• WHAT IS EXPECTED
Word for word, copy all the data and drop the pictures.

□ □ □

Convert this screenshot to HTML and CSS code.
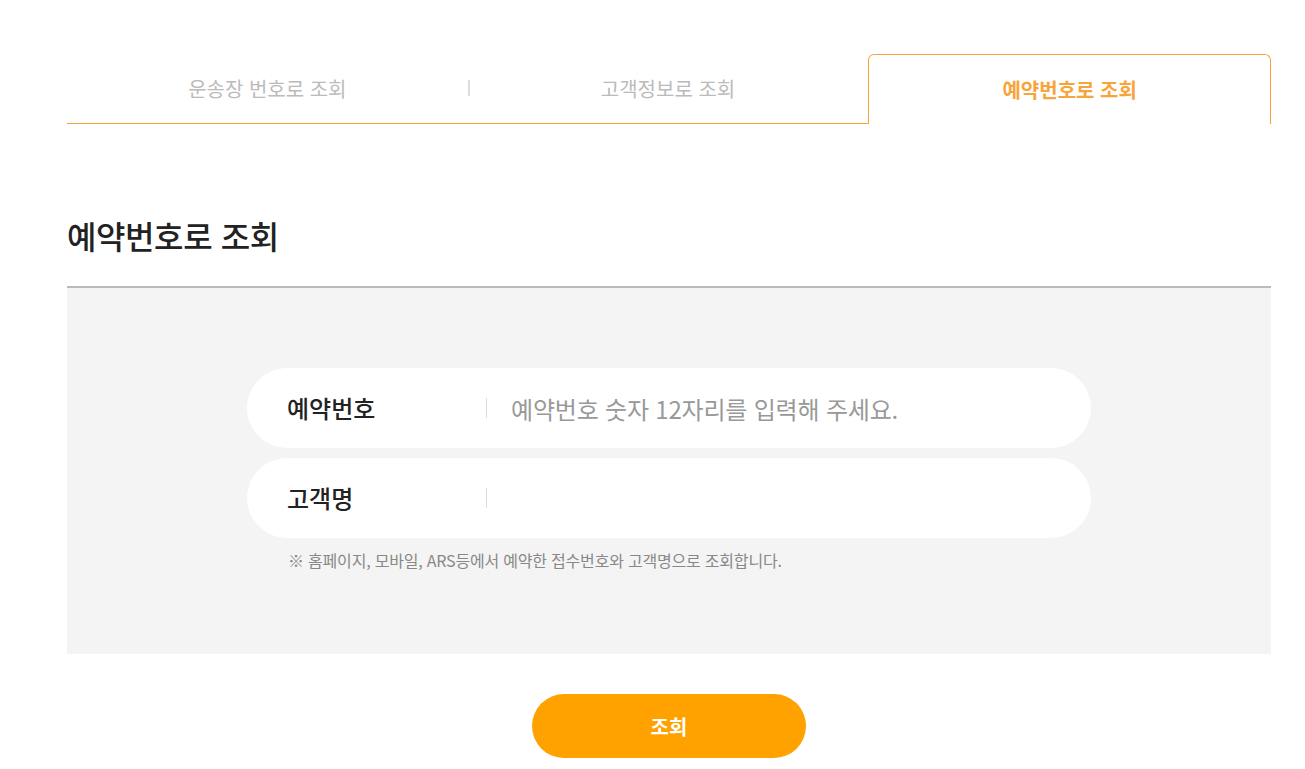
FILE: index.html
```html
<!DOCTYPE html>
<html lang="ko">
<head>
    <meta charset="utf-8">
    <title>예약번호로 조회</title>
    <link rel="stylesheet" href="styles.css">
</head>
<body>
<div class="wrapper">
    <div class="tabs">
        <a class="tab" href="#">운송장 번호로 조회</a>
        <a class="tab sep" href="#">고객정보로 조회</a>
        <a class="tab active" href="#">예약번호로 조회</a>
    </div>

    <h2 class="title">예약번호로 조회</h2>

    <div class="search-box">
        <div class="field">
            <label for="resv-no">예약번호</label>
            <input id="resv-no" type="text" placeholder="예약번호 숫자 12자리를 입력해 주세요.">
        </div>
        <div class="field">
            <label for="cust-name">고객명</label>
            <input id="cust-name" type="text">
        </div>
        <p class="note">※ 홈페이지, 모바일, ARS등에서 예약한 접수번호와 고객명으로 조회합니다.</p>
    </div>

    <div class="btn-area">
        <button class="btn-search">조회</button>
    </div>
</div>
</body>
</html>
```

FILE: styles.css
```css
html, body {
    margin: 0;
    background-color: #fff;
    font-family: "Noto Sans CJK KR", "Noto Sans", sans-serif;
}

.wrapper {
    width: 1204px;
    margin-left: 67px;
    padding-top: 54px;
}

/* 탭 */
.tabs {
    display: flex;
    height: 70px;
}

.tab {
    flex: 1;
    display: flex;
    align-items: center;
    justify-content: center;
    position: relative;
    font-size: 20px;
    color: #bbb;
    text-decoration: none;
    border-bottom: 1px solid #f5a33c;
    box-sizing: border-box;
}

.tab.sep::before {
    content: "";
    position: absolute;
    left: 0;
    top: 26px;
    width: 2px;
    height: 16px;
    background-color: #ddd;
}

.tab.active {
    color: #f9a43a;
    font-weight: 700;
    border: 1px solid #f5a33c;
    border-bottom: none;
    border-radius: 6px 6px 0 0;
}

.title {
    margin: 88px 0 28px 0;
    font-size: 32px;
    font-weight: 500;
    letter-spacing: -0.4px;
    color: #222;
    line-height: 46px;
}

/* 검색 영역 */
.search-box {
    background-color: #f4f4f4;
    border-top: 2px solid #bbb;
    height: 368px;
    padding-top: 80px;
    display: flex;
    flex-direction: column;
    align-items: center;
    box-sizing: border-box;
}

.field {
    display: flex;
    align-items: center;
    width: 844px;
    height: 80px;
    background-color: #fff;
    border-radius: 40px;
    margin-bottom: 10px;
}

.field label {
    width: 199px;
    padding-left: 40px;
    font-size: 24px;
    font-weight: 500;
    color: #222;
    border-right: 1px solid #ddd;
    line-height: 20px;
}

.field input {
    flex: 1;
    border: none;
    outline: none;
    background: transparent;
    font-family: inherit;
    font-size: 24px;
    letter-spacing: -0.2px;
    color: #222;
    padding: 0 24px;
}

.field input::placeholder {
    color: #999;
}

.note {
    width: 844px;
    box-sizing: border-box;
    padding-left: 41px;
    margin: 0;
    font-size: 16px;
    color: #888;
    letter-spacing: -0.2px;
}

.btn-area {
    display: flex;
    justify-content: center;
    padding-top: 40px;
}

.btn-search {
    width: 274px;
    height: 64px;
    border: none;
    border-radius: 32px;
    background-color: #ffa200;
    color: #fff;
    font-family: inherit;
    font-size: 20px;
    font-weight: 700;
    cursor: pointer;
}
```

□ □ □

• TASK ANSWER
Convert this screenshot to HTML and CSS code.
FILE: index.html
```html
<!DOCTYPE html>
<html lang="ko">
<head>
    <meta charset="utf-8">
    <title>예약번호로 조회</title>
    <link rel="stylesheet" href="styles.css">
</head>
<body>
<div class="wrapper">
    <div class="tabs">
        <a class="tab" href="#">운송장 번호로 조회</a>
        <a class="tab sep" href="#">고객정보로 조회</a>
        <a class="tab active" href="#">예약번호로 조회</a>
    </div>

    <h2 class="title">예약번호로 조회</h2>

    <div class="search-box">
        <div class="field">
            <label for="resv-no">예약번호</label>
            <input id="resv-no" type="text" placeholder="예약번호 숫자 12자리를 입력해 주세요.">
        </div>
        <div class="field">
            <label for="cust-name">고객명</label>
            <input id="cust-name" type="text">
        </div>
        <p class="note">※ 홈페이지, 모바일, ARS등에서 예약한 접수번호와 고객명으로 조회합니다.</p>
    </div>

    <div class="btn-area">
        <button class="btn-search">조회</button>
    </div>
</div>
</body>
</html>
```

FILE: styles.css
```css
html, body {
    margin: 0;
    background-color: #fff;
    font-family: "Noto Sans CJK KR", "Noto Sans", sans-serif;
}

.wrapper {
    width: 1204px;
    margin-left: 67px;
    padding-top: 54px;
}

/* 탭 */
.tabs {
    display: flex;
    height: 70px;
}

.tab {
    flex: 1;
    display: flex;
    align-items: center;
    justify-content: center;
    position: relative;
    font-size: 20px;
    color: #bbb;
    text-decoration: none;
    border-bottom: 1px solid #f5a33c;
    box-sizing: border-box;
}

.tab.sep::before {
    content: "";
    position: absolute;
    left: 0;
    top: 26px;
    width: 2px;
    height: 16px;
    background-color: #ddd;
}

.tab.active {
    color: #f9a43a;
    font-weight: 700;
    border: 1px solid #f5a33c;
    border-bottom: none;
    border-radius: 6px 6px 0 0;
}

.title {
    margin: 88px 0 28px 0;
    font-size: 32px;
    font-weight: 500;
    letter-spacing: -0.4px;
    color: #222;
    line-height: 46px;
}

/* 검색 영역 */
.search-box {
    background-color: #f4f4f4;
    border-top: 2px solid #bbb;
    height: 368px;
    padding-top: 80px;
    display: flex;
    flex-direction: column;
    align-items: center;
    box-sizing: border-box;
}

.field {
    display: flex;
    align-items: center;
    width: 844px;
    height: 80px;
    background-color: #fff;
    border-radius: 40px;
    margin-bottom: 10px;
}

.field label {
    width: 199px;
    padding-left: 40px;
    font-size: 24px;
    font-weight: 500;
    color: #222;
    border-right: 1px solid #ddd;
    line-height: 20px;
}

.field input {
    flex: 1;
    border: none;
    outline: none;
    background: transparent;
    font-family: inherit;
    font-size: 24px;
    letter-spacing: -0.2px;
    color: #222;
    padding: 0 24px;
}

.field input::placeholder {
    color: #999;
}

.note {
    width: 844px;
    box-sizing: border-box;
    padding-left: 41px;
    margin: 0;
    font-size: 16px;
    color: #888;
    letter-spacing: -0.2px;
}

.btn-area {
    display: flex;
    justify-content: center;
    padding-top: 40px;
}

.btn-search {
    width: 274px;
    height: 64px;
    border: none;
    border-radius: 32px;
    background-color: #ffa200;
    color: #fff;
    font-family: inherit;
    font-size: 20px;
    font-weight: 700;
    cursor: pointer;
}
```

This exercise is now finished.